Objective. Look through the material below. Copy each line that contains the string "index".

Dataset extract.
════════════════

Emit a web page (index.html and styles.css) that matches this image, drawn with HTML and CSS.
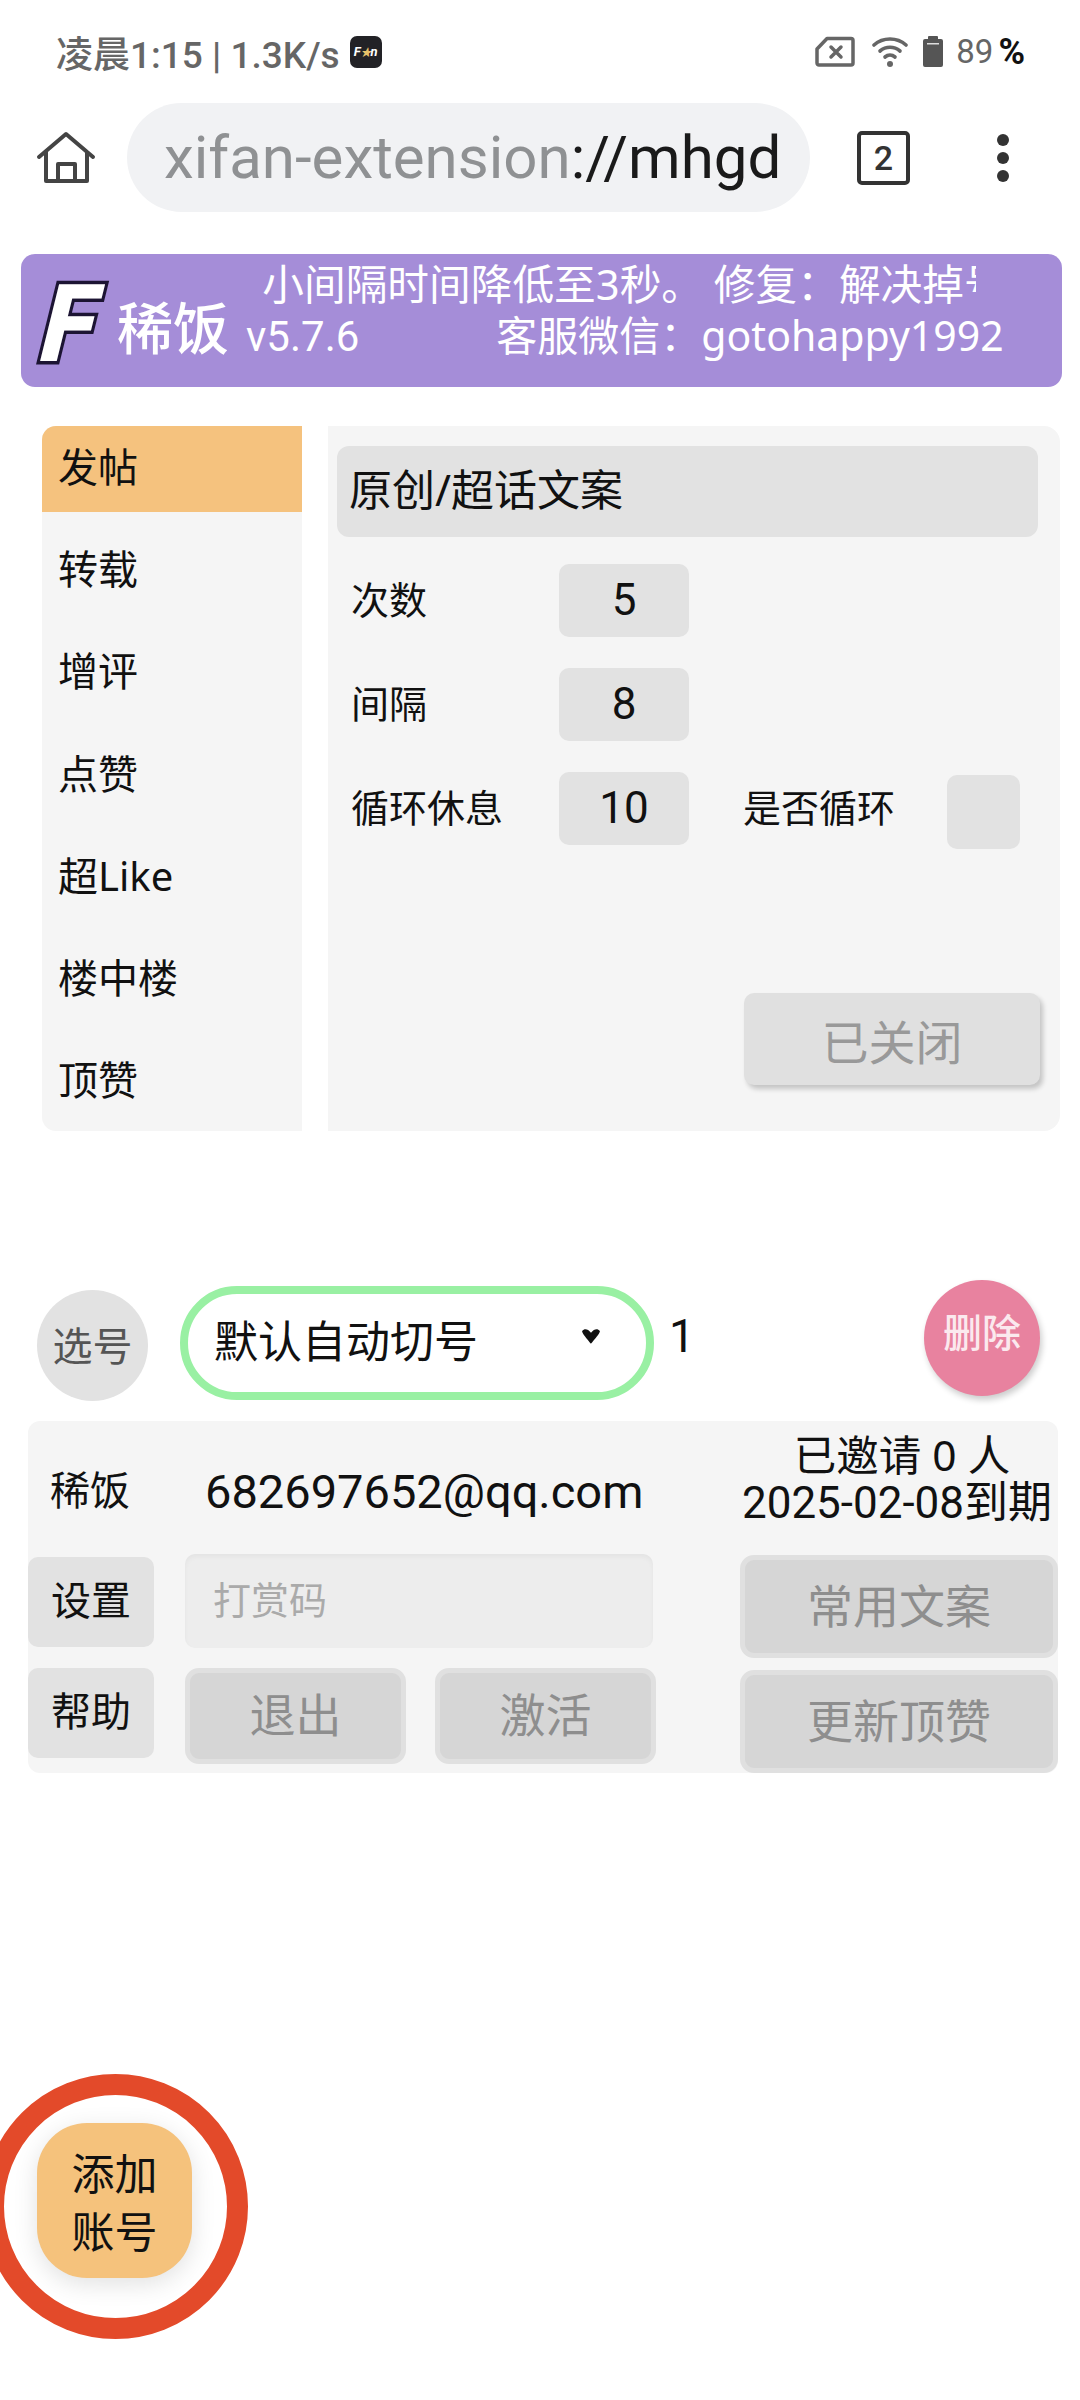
FILE: index.html
```html
<!DOCTYPE html>
<html lang="zh-CN">
<head>
  <meta charset="UTF-8" />
  <meta name="viewport" content="width=device-width, initial-scale=1" />
  <title>稀饭</title>
  <link rel="stylesheet" href="styles.css">
</head>
<body>
  <div class="status">
    <span class="status-time">凌晨1:15 | 1.3K/s</span>
    <span class="app-badge">F<i>★</i>n</span>
    <div class="status-right">
      <svg class="sim" width="40" height="31" viewBox="0 0 40 31">
        <path d="M12 2.500H36a2 2 0 0 1 2 2V27a2 2 0 0 1-2 2H4a2 2 0 0 1-2-2V13Z" fill="none" stroke="#666" stroke-width="3.500" stroke-linejoin="round"/>
        <path d="M16 11l10 10M26 11L16 21" stroke="#666" stroke-width="3.500" stroke-linecap="round"/>
      </svg>
      <svg class="wifi" width="36" height="32" viewBox="0 0 36 32">
        <path d="M2 9C11 1 25 1 34 9" fill="none" stroke="#666" stroke-width="3.600" stroke-linecap="round"/>
        <path d="M8 15C14 10 22 10 28 15" fill="none" stroke="#666" stroke-width="3.600" stroke-linecap="round"/>
        <path d="M13 21C16 18.500 20 18.500 23 21" fill="none" stroke="#666" stroke-width="3.600" stroke-linecap="round"/>
        <circle cx="18" cy="28" r="3" fill="#666"/>
      </svg>
      <svg class="battery" width="20" height="31" viewBox="0 0 20 31">
        <path d="M6 0h8a1 1 0 0 1 1 1v2h3a2 2 0 0 1 2 2v24a2 2 0 0 1-2 2H2a2 2 0 0 1-2-2V5a2 2 0 0 1 2-2h3V1a1 1 0 0 1 1-1Z" fill="#555"/>
        <rect x="4" y="7" width="12" height="1.500" fill="#ddd"/>
      </svg>
      <span class="batt-num">89</span>
      <span class="batt-pct">%</span>
    </div>
  </div>

  <div class="toolbar">
    <svg class="home" width="60" height="54" viewBox="0 0 60 54">
      <path d="M3 26L30 3L57 26M10 21V50H51V21M22 50V33H39V50" fill="none" stroke="#444" stroke-width="4" stroke-linejoin="round" stroke-linecap="round"/>
    </svg>
    <div class="url"><span class="url-host">xifan-extension</span>://mhgd</div>
    <div class="tabs">2</div>
    <div class="more"><span></span><span></span><span></span></div>
  </div>

  <header class="banner">
    <span class="logo-f">F</span>
    <span class="brand">稀饭</span>
    <span class="version">v5.7.6</span>
    <div class="notice">
      <div class="marquee">小间隔时间降低至3秒。 修复：解决掉号</div>
      <div class="wechat">客服微信：gotohappy1992</div>
    </div>
  </header>

  <main class="tabs-area">
    <nav class="side">
      <a class="side-item active">发帖</a>
      <a class="side-item">转载</a>
      <a class="side-item">增评</a>
      <a class="side-item">点赞</a>
      <a class="side-item">超Like</a>
      <a class="side-item">楼中楼</a>
      <a class="side-item">顶赞</a>
    </nav>
    <section class="panel">
      <div class="panel-title">原创/超话文案</div>
      <div class="field">
        <label>次数</label>
        <div class="num">5</div>
      </div>
      <div class="field">
        <label>间隔</label>
        <div class="num">8</div>
      </div>
      <div class="field">
        <label>循环休息</label>
        <div class="num">10</div>
        <label class="loop-label">是否循环</label>
        <div class="check"></div>
      </div>
      <button class="switch">已关闭</button>
    </section>
  </main>

  <div class="account-bar">
    <div class="pick">选号</div>
    <div class="select">
      <span>默认自动切号</span>
      <svg class="caret" width="22" height="18" viewBox="0 0 20 16">
        <path d="M2 3.500C4 1 7 1.500 10 5C13 1.500 16 1 18 3.500C19 5 10 15 10 15C10 15 1 5 2 3.500Z" fill="#111"/>
      </svg>
    </div>
    <div class="count">1</div>
    <div class="delete">删除</div>
  </div>

  <section class="card">
    <div class="card-left">
      <div class="info">
        <span class="info-name">稀饭</span>
        <span class="info-mail">682697652@qq.com</span>
      </div>
      <div class="row">
        <div class="tag">设置</div>
        <div class="code-input">打赏码</div>
      </div>
      <div class="row row-help">
        <div class="tag">帮助</div>
        <button class="btn btn-small">退出</button>
        <button class="btn btn-small">激活</button>
      </div>
    </div>
    <div class="card-right">
      <div class="invite">
        <div class="invite-count">已邀请 0 人</div>
        <div class="invite-date">2025-02-08到期</div>
      </div>
      <button class="btn btn-wide">常用文案</button>
      <button class="btn btn-wide">更新顶赞</button>
    </div>
  </section>

  <div class="fab">
    <div class="ring"></div>
    添加<br>账号
  </div>
</body>
</html>
```

FILE: styles.css
```css
* {
  box-sizing: border-box;
}

html,
body {
  margin: 0;
  padding: 0;
  background: #fff;
}

body {
  width: 1080px;
  height: 2400px;
  overflow: hidden;
  font-family: "Noto Sans", "Noto Sans CJK SC", sans-serif;
  color: #111;
}

button {
  font-family: inherit;
  cursor: pointer;
}

/* status bar */
.status {
  height: 103px;
  display: flex;
  align-items: center;
  padding: 0 55px 0 56px;
}

.status-time {
  font-family: Roboto, "Noto Sans CJK SC", sans-serif;
  font-size: 37px;
  font-weight: 500;
  color: #666;
  white-space: nowrap;
}

.app-badge {
  width: 32px;
  height: 32px;
  margin-left: 10px;
  border-radius: 7px;
  background: #222226;
  color: #fff;
  font-family: Roboto, sans-serif;
  font-size: 13px;
  font-weight: 700;
  font-style: italic;
  line-height: 32px;
  text-align: center;
  white-space: nowrap;
}

.app-badge i {
  color: #e8c26a;
  font-size: 10px;
}

.status-right {
  margin-left: auto;
  display: flex;
  align-items: center;
}

.wifi {
  margin-left: 17px;
}

.battery {
  margin-left: 15px;
}

.batt-num {
  margin-left: 13px;
  font-family: Roboto, sans-serif;
  font-size: 33px;
  color: #666;
}

.batt-pct {
  margin-left: 5px;
  font-family: Roboto, sans-serif;
  font-size: 36px;
  font-weight: 700;
  color: #111;
}

/* browser toolbar */
.toolbar {
  height: 109px;
  display: flex;
  align-items: center;
  padding-left: 36px;
}

.url {
  width: 683px;
  height: 109px;
  margin-left: 31px;
  padding-left: 37px;
  border-radius: 55px;
  background: #f1f2f4;
  font-family: Roboto, sans-serif;
  font-size: 60px;
  line-height: 109px;
  color: #1a1a1a;
  white-space: nowrap;
  overflow: hidden;
}

.url-host {
  color: #8f9193;
}

.tabs {
  width: 53px;
  height: 54px;
  margin-left: 47px;
  border: 4px solid #333;
  border-radius: 5px;
  font-family: Roboto, sans-serif;
  font-size: 34px;
  font-weight: 500;
  line-height: 46px;
  text-align: center;
  color: #333;
}

.more {
  width: 14px;
  height: 48px;
  margin-left: 87px;
  display: flex;
  flex-direction: column;
  justify-content: space-between;
}

.more span {
  width: 12px;
  height: 12px;
  border-radius: 50%;
  background: #333;
}

/* purple banner */
.banner {
  width: 1041px;
  height: 133px;
  margin: 42px 0 0 21px;
  border-radius: 14px;
  background: #a58dd8;
  color: #fff;
  display: flex;
  align-items: center;
}

.logo-f {
  width: 96px;
  padding-left: 20px;
  margin-top: 6px;
  font-family: Roboto, sans-serif;
  font-size: 108px;
  font-weight: 900;
  font-style: italic;
  line-height: 1;
  color: #fff;
  -webkit-text-stroke: 7px #1c1433;
  paint-order: stroke fill;
  transform: skewX(-5deg) scaleX(0.92);
}

.brand {
  font-size: 56px;
  font-weight: 500;
  margin-top: 8px;
  white-space: nowrap;
}

.version {
  margin: 31px 0 0 17px;
  font-family: Roboto, sans-serif;
  font-size: 42px;
  white-space: nowrap;
}

.notice {
  flex: 1;
  min-width: 0;
  height: 133px;
  display: flex;
  flex-direction: column;
  font-size: 41px;
}

.marquee {
  width: 714px;
  margin: 1px 0 0 -97px;
  font-size: 41.700px;
  overflow: hidden;
  white-space: nowrap;
  line-height: 58px;
}

.wechat {
  margin: -7px 0 0 137px;
  line-height: 58px;
  white-space: nowrap;
}

/* feature tabs */
.tabs-area {
  height: 705px;
  margin: 39px 0 0 42px;
  display: flex;
}

.side {
  width: 260px;
  background: #f5f5f5;
  border-radius: 14px 0 0 14px;
  overflow: hidden;
}

.side-item {
  display: block;
  height: 102.300px;
  padding: 0 16px;
  font-size: 40px;
  line-height: 82px;
  color: #111;
  white-space: nowrap;
}

.side-item.active {
  height: 86px;
  margin-bottom: 16px;
  background: #f5c27e;
}

.panel {
  position: relative;
  width: 732px;
  margin-left: 26px;
  padding: 20px 9px 0;
  background: #f5f5f5;
  border-radius: 0 16px 16px 0;
}

.panel-title {
  width: 701px;
  height: 91px;
  margin-bottom: 27px;
  padding-left: 12px;
  border-radius: 12px;
  background: #e2e2e2;
  font-size: 43px;
  line-height: 88px;
}

.field {
  height: 73px;
  margin-bottom: 31px;
  padding-left: 14px;
  display: flex;
  align-items: center;
  font-size: 38px;
}

.field label {
  width: 208px;
  margin-top: -6px;
  white-space: nowrap;
}

.num {
  width: 130px;
  height: 73px;
  border-radius: 10px;
  background: #e2e2e2;
  font-family: Roboto, sans-serif;
  font-size: 44px;
  line-height: 73px;
  text-align: center;
}

.field .loop-label {
  width: 204px;
  margin-left: 54px;
}

.check {
  width: 73px;
  height: 74px;
  margin-top: 6px;
  border-radius: 10px;
  background: #e2e2e2;
}

.switch {
  position: absolute;
  right: 20px;
  bottom: 46px;
  width: 296px;
  height: 92px;
  border: none;
  border-radius: 10px;
  background: #e0e0e0;
  box-shadow: 3px 4px 5px rgba(0, 0, 0, 0.2);
  font-size: 47px;
  color: #999;
}

/* account picker */
.account-bar {
  height: 141px;
  margin-top: 149px;
  padding: 0 38px 0 37px;
  display: flex;
  align-items: flex-start;
}

.pick {
  width: 111px;
  height: 111px;
  margin-top: 10px;
  border-radius: 50%;
  background: #e2e2e2;
  font-size: 40px;
  line-height: 111px;
  text-align: center;
  color: #555;
}

.select {
  width: 474px;
  height: 114px;
  margin: 6px 0 0 32px;
  padding: 0 44px 0 26px;
  border: 8px solid #99f0a3;
  border-radius: 57px;
  background: #fff;
  display: flex;
  align-items: center;
  justify-content: space-between;
  font-size: 44px;
}

.select span {
  margin-top: -8px;
  white-space: nowrap;
}

.caret {
  margin-top: -14px;
}

.count {
  margin: 29px 0 0 15px;
  font-family: Roboto, sans-serif;
  font-size: 46px;
}

.delete {
  width: 116px;
  height: 116px;
  margin: 0 2px 0 auto;
  border-radius: 50%;
  background: #e8829f;
  box-shadow: 2px 4px 6px rgba(0, 0, 0, 0.2);
  color: #fbe9ee;
  font-size: 39px;
  font-weight: 500;
  line-height: 104px;
  text-align: center;
}

/* account card */
.card {
  width: 1030px;
  height: 352px;
  margin-left: 28px;
  border-radius: 12px;
  background: #f5f5f5;
  display: flex;
}

.card-left {
  width: 712px;
}

.info {
  height: 133px;
  display: flex;
  align-items: center;
  white-space: nowrap;
}

.info-name {
  width: 177px;
  padding-left: 22px;
  font-size: 40px;
}

.info-mail {
  margin-top: 8px;
  font-family: Roboto, sans-serif;
  font-size: 47px;
}

.row {
  height: 114px;
  display: flex;
  align-items: flex-start;
}

.tag {
  width: 126px;
  height: 90px;
  margin-top: 3px;
  border-radius: 10px;
  background: #e2e2e2;
  font-size: 40px;
  line-height: 86px;
  text-align: center;
}

.code-input {
  width: 468px;
  height: 94px;
  margin-left: 31px;
  padding-left: 28px;
  border-radius: 10px;
  background: #ededed;
  box-shadow: inset 0 3px 5px rgba(0, 0, 0, 0.04);
  font-size: 38px;
  line-height: 90px;
  color: #aaa;
}

.btn {
  border: 5px solid #e0e0e0;
  border-radius: 14px;
  background: #d6d6d6;
  color: #8e8e8e;
  font-size: 46px;
  padding: 0 0 8px;
}

.row-help .tag {
  margin-top: 0;
}

.btn-small {
  width: 221px;
  height: 96px;
  margin-left: 31px;
}

.btn-small + .btn-small {
  margin-left: 29px;
}

.card-right {
  width: 318px;
}

.invite {
  height: 134px;
  padding-top: 10px;
  line-height: 48px;
  text-align: center;
  white-space: nowrap;
}

.invite-count {
  margin-left: 6px;
  font-size: 42.500px;
}

.invite-date {
  margin-left: -4px;
  font-family: Roboto, "Noto Sans CJK SC", sans-serif;
  font-size: 44px;
}

.btn-wide {
  display: block;
  width: 318px;
  height: 103px;
  margin-bottom: 12px;
}

/* floating add button */
.fab {
  position: relative;
  width: 155px;
  height: 155px;
  margin: 350px 0 0 37px;
  padding-top: 22px;
  border-radius: 50px;
  background: #f5c27c;
  box-shadow: 0 6px 24px rgba(0, 0, 0, 0.12);
  font-size: 43px;
  line-height: 58px;
  text-align: center;
  color: #111;
}

.ring {
  position: absolute;
  left: -54px;
  top: -49px;
  width: 265px;
  height: 265px;
  border: 21px solid #e34a2a;
  border-radius: 50%;
}
```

════════════════

Result of this task.
Emit a web page (index.html and styles.css) that matches this image, drawn with HTML and CSS.
FILE: index.html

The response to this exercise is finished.